Reflection on the grass

I am a very grass is greener kind of person. I realise this is silly at the best of times, and downright irrational at others, however I just can’t help it, especially when it comes to personal circumstances.

However lately I think I’ve been turning a corner. Work is good and uni is fantastic. My under 12 basketball is in a grand final tomorrow. Good times. But perhaps the most startling thing that I have realised recently is that the ALP is not as bad as it could be.

Doing some light reading into the split of the 1950s is like opening up political history of a different country. It is a foreign feeling to read about sectarian politics. Violence, retribution, back stabbing. These are the by words for the Victoria party from 1954 onwards. The idea that a broad based party with many more members than today could tear itself apart over a concept such as anti-communism just does not relate to me. I cannot understand and I don’t think I’ll ever be able to.

The stories which describe the bitterness that must have hung in the air are almost limitless. You think John Robertson is bad? The Queensland ALP tore down a sitting premier in a matter of days. Not impressed by Paul Howes and Bill Ludwig? Well you should read about Tom Dougherty and Joe Bukowski. It is a different era, characterised by thuggish behaviour. Intimidation ruled the roost.

The split of the ALP in the 1950s caused some of the greatest changes in Australian political history – even more so on the state level. Out of power in Queensland and Victoria for enormous stretches of time, the experience seemingly scarred a generation of individuals who now preach the values of unity and literally run from the first signs of serious disagreement. Witness the last national conference. While I may not endorse this approach, it is more than evident that it exists because of this history littered with division. The middle ground is harder than ever to discover.

Perhaps this is my true ALP education. Away from the meetings, endless emails, saddening campaigns and populist rhetoric lies an organisation that is far more frightened of it’s past than the future. Frightened of the heat and passion that can be whipped up. Bob Santamaria was not an ALP member when he contributed to this history. Just an outsider trying to build his power base to effect change which he believed was the right way forward for the nation. Was the party not strong enough to withstand his personality? Or was he simply the vehicle that allowed an issue like anti-communism to ripe apart a fragile party?

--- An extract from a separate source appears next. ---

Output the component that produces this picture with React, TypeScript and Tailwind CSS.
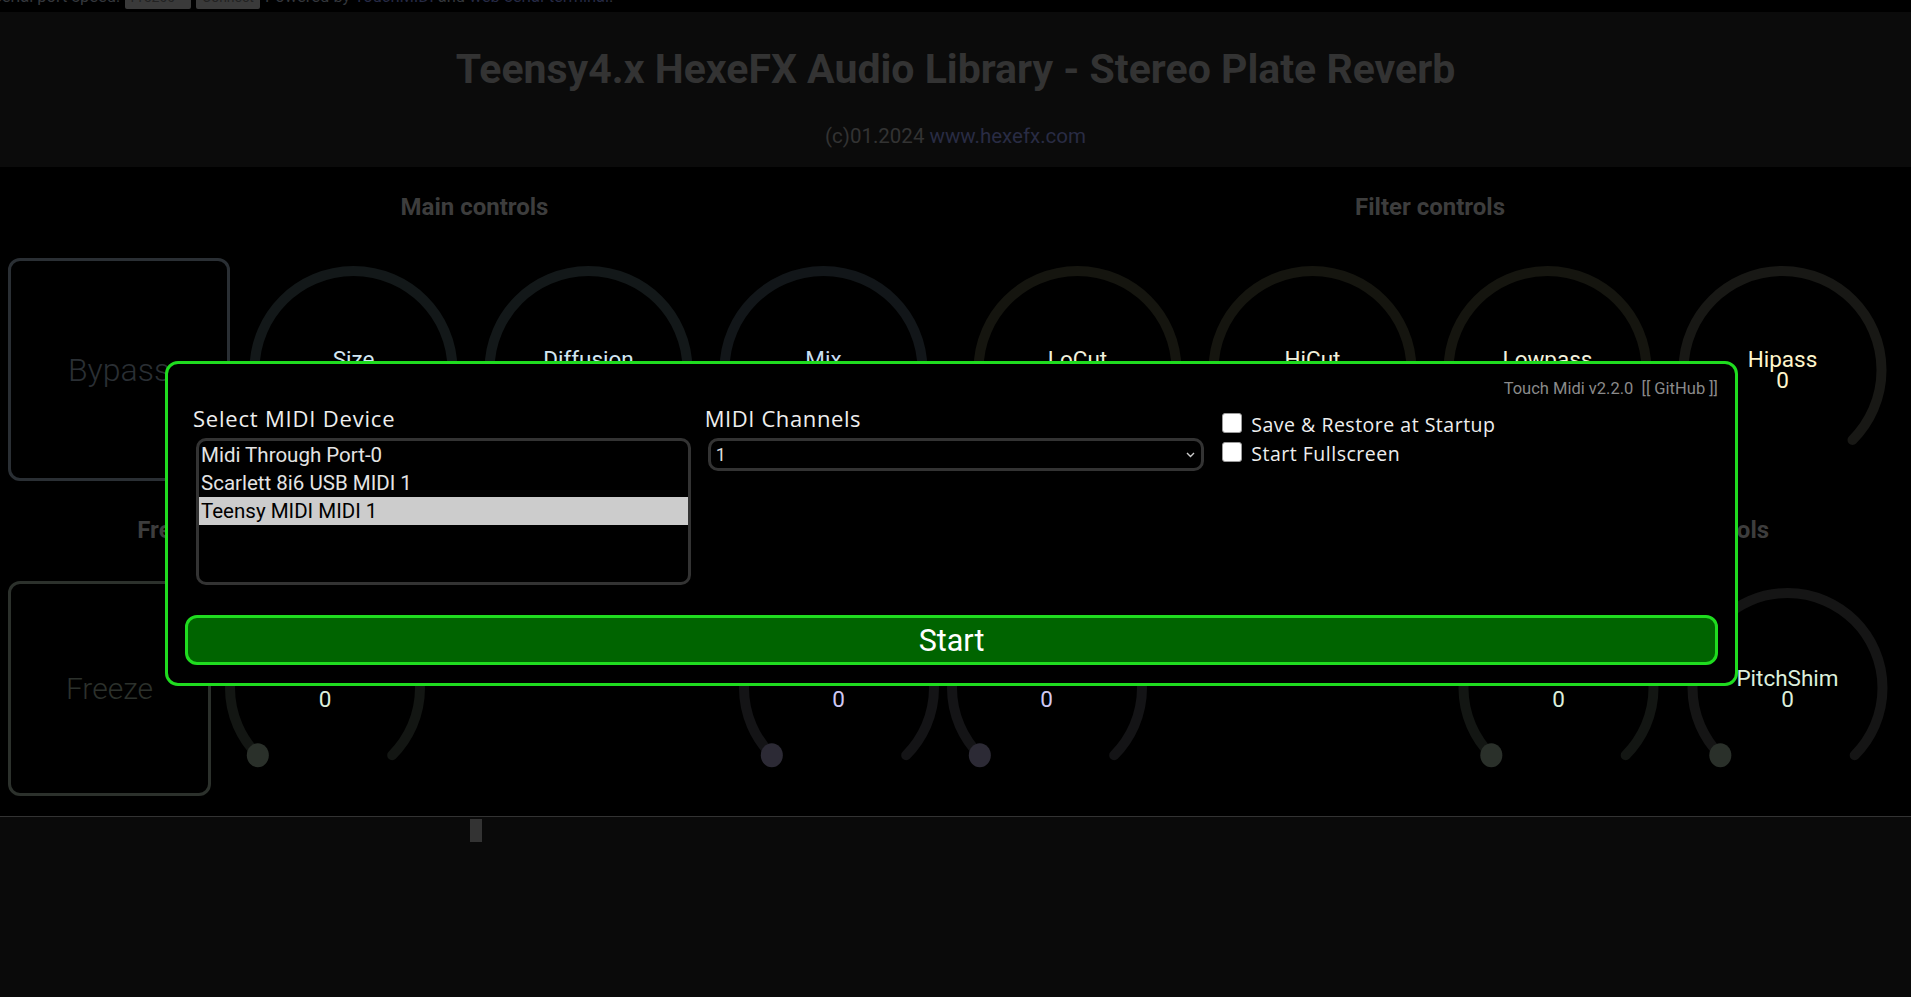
import React from "react";

interface KnobProps {
  label: string;
  w: number;
  h: number;
  r: number;
  cy: number;
  arc: string;
  dot: string;
  text: string;
}

function Knob({ label, w, h, r, cy, arc, dot, text }: KnobProps) {
  const cx = w / 2;
  const d = r * Math.SQRT1_2;
  const path = `M ${cx - d} ${cy + d} A ${r} ${r} 0 1 1 ${cx + d} ${cy + d}`;
  return (
    <div className="relative shrink-0" style={{ width: w, height: h }}>
      <svg width={w} height={h} viewBox={`0 0 ${w} ${h}`}>
        <path d={path} fill="none" stroke={arc} strokeWidth={10} strokeLinecap="round" />
        <ellipse cx={cx - d} cy={cy + d} rx={11} ry={12} fill={dot} />
      </svg>
      <div
        className="absolute inset-0 flex flex-col items-center justify-center text-[22.5px] leading-[21px]"
        style={{ color: text }}
      >
        <span>{label}</span>
        <span>0</span>
      </div>
    </div>
  );
}

function Heading({ children }: { children: React.ReactNode }) {
  return (
    <div className="h-[26px] text-[24px] font-bold leading-[26px] text-[#3d3d3d] whitespace-nowrap">
      {children}
    </div>
  );
}

const mainKnobs = [
  { label: "Size", arc: "#131819", dot: "#262c30", text: "#d2e6f2" },
  { label: "Diffusion", arc: "#131819", dot: "#262c30", text: "#d2e6f2" },
  { label: "Mix", arc: "#121619", dot: "#262c30", text: "#c8ddf2" },
];

const filterKnobs = [
  { label: "LoCut", arc: "#15150f", dot: "#2c2c24", text: "#f2f0dc" },
  { label: "HiCut", arc: "#15150f", dot: "#2c2c24", text: "#f2f0dc" },
  { label: "Lowpass", arc: "#15150f", dot: "#2c2c24", text: "#f2f0dc" },
  { label: "Hipass", arc: "#181815", dot: "#2c2c24", text: "#fff6cc" },
];

function Modal() {
  return (
    <div className="absolute left-[165px] top-[361px] z-10 w-[1573px] rounded-[13px] border-[3px] border-[#1fdc1f] bg-black px-[17px] pb-[18px] pt-[15px] font-['Roboto',sans-serif]">
      <div className="whitespace-pre text-right text-[16.5px] leading-[20px] text-[#8a8a8a]">
        Touch Midi v2.2.0  [[ GitHub ]]
      </div>

      <div className="mt-[6px] grid grid-cols-3 gap-x-[16px] pl-[8px]">
        {/* device list */}
        <div>
          <div className="font-['Open_Sans',sans-serif] text-[22px] leading-[26px] tracking-[0.8px] text-[#eeeeee]">
            Select MIDI Device
          </div>
          <div className="ml-[3px] mt-[7px] h-[147px] rounded-[10px] border-[3px] border-[#333333] text-[20.5px] leading-[28px] text-[#e4e4e4]">
            <div className="px-[2px]">Midi Through Port-0</div>
            <div className="px-[2px]">Scarlett 8i6 USB MIDI 1</div>
            <div className="bg-[#cccccc] px-[2px] text-black">Teensy MIDI MIDI 1</div>
          </div>
        </div>

        {/* channels */}
        <div>
          <div className="-ml-[2px] font-['Open_Sans',sans-serif] text-[22px] leading-[26px] tracking-[0.6px] text-[#eeeeee]">
            MIDI Channels
          </div>
          <div className="ml-[1px] mt-[7px] flex h-[33px] items-center justify-between rounded-[10px] border-[3px] border-[#333333] pl-[5px] pr-[6px] text-[18px] text-[#dddddd]">
            <span>1</span>
            <svg width="9" height="6" viewBox="0 0 9 6">
              <path d="M1 1 L4.5 4.5 L8 1" fill="none" stroke="#cccccc" strokeWidth="1.4" />
            </svg>
          </div>
        </div>

        {/* options */}
        <div className="pl-[2px] pt-[5px] font-['Open_Sans',sans-serif]">
          <label className="flex h-[29px] items-center gap-[9px] text-[19.5px] tracking-[0.5px] text-[#eeeeee]">
            <span className="-mt-[4px] h-[20px] w-[20px] rounded-[3px] border border-[#9a9a9a] bg-white" />
            Save &amp; Restore at Startup
          </label>
          <label className="flex h-[29px] items-center gap-[9px] text-[19.5px] tracking-[0.5px] text-[#eeeeee]">
            <span className="-mt-[4px] h-[20px] w-[20px] rounded-[3px] border border-[#9a9a9a] bg-white" />
            Start Fullscreen
          </label>
        </div>
      </div>

      <button className="mt-[30px] flex h-[50px] w-full items-center justify-center rounded-[12px] border-[3px] border-[#1fdc1f] bg-[#006400] pt-[2px] text-[30.5px] text-white">
        Start
      </button>
    </div>
  );
}

export default function App() {
  return (
    <div className="relative h-[997px] w-[1911px] overflow-hidden bg-black font-['Roboto',sans-serif]">
      {/* serial bar (scrolled partly out of view) */}
      <div className="-ml-[8px] -mt-[17px] flex h-[29px] items-center gap-[5px] whitespace-nowrap bg-black text-[16.5px] text-[#34373c]">
        <span>Serial port speed:</span>
        <span className="flex h-[22px] w-[66px] items-center justify-between rounded-[2px] bg-[#3a3a3a] px-[3px] text-[14px] text-[#222]">
          115200
          <svg width="8" height="5" viewBox="0 0 8 5">
            <path d="M1 1 L4 4 L7 1" fill="none" stroke="#222" strokeWidth="1.5" />
          </svg>
        </span>
        <span className="flex h-[22px] w-[64px] items-center justify-center rounded-[2px] bg-[#3a3a3a] text-[14px] text-[#222]">
          Connect
        </span>
        <span>
          Powered by <span className="text-[#262a45]">TouchMIDI</span> and{" "}
          <span className="text-[#262a45]">web-serial-terminal</span>.
        </span>
      </div>

      {/* header */}
      <div className="flex h-[155px] flex-col items-center bg-[#0b0b0b] pt-[33px]">
        <div className="h-[48px] text-[41px] font-bold leading-[48px] text-[#333333]">
          Teensy4.x HexeFX Audio Library - Stereo Plate Reverb
        </div>
        <div className="mt-[31px] text-[20.5px] leading-[24px] text-[#333333]">
          (c)01.2024 <span className="text-[#292c44]">www.hexefx.com</span>
        </div>
      </div>

      {/* controls */}
      <div className="h-[649px]">
        {/* row 1 */}
        <div className="flex justify-between pl-[8px] pr-[11px] pt-[27px]">
          <div className="flex flex-col items-center">
            <Heading>Main controls</Heading>
            <div className="mt-[38px] flex">
              <div className="mr-[6px] flex h-[223px] w-[222px] items-center justify-center rounded-[12px] border-[3px] border-[#2a2f34] text-[32px] font-light text-[#2a2f34]">
                Bypass
              </div>
              {mainKnobs.map((k) => (
                <Knob key={k.label} {...k} w={235} h={223} r={99} cy={112} />
              ))}
            </div>
          </div>
          <div className="flex flex-col items-center">
            <Heading>Filter controls</Heading>
            <div className="mt-[38px] flex">
              {filterKnobs.map((k) => (
                <Knob key={k.label} {...k} w={235} h={223} r={99} cy={112} />
              ))}
            </div>
          </div>
        </div>

        {/* row 2 */}
        <div className="mt-[36px] flex justify-between pl-[8px] pr-[9px]">
          <div className="flex flex-col items-center">
            <Heading>Freeze controls</Heading>
            <div className="mt-[38px] flex">
              <div className="mr-[6px] flex h-[215px] w-[203px] items-center justify-center rounded-[12px] border-[3px] border-[#2c312c] text-[30px] font-light text-[#2c312c]">
                Freeze
              </div>
              <Knob label="Bloom" w={216} h={215} r={95} cy={107} arc="#131613" dot="#2a302a" text="#dcefdc" />
            </div>
          </div>
          <div className="flex flex-col items-center">
            <Heading>Pitch controls</Heading>
            <div className="ml-[8px] mt-[38px] flex">
              <Knob label="Pitch" w={208} h={215} r={95} cy={107} arc="#141416" dot="#2c2a35" text="#cfc8f4" />
              <Knob label="PitchMix" w={208} h={215} r={95} cy={107} arc="#141416" dot="#2c2a35" text="#cfc8f4" />
            </div>
          </div>
          <div className="flex flex-col items-center">
            <Heading>Shimmer controls</Heading>
            <div className="mt-[38px] flex">
              <Knob label="Shimmer" w={229} h={215} r={95} cy={107} arc="#131613" dot="#2a302a" text="#dcefdc" />
              <Knob label="PitchShim" w={229} h={215} r={95} cy={107} arc="#151515" dot="#2a302a" text="#dcefdc" />
            </div>
          </div>
        </div>
      </div>

      {/* terminal */}
      <div className="h-[181px] border-t border-[#333333] bg-[#0a0a0a] pl-[470px] pt-[2px]">
        <div className="h-[23px] w-[12px] bg-[#333333]" />
      </div>

      <Modal />
    </div>
  );
}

Some might argue otherwise, but the answers to these questions are important for the current political environment. The issues that we currently face are potentially severe. To use an imperfect metaphor, it appears the juicy, ripe  low hanging fruit has all been picked. This ALP Government does not have an easy problem to tackle. It is confronting policy that boarders on significant ideological boundaries. Can typical social democratic programs survive an ever growing population? Do our existing social structures allow proper responses to issues stretching across national boarders? What will the backlash be against atypical political outcomes?

Do these issues give rise to potential splits in the party? Division is most likely when the biggest of issues of the day are at hand, not just on the domestic agenda but the international agenda – conscription, depression, anti-communism. Climate change fits the bill.

Yet while there are worrying signs about the current state of affairs, they pale in comparison to those in the 1950s. The ALP managed to drag itself through the economic rationalisation debate. It can do the same with the climate debate. There is not brutality, expulsion and violence embedded in the current ALP. There is not an active sectarianism that can tear the social fabric of an organisation to shreds. These things will not emerge either. There is the need for more debate. More public debate. There is the need for more micro level interaction about macro level issues. However… in this case, the grass is definitely not greener. Something to remember.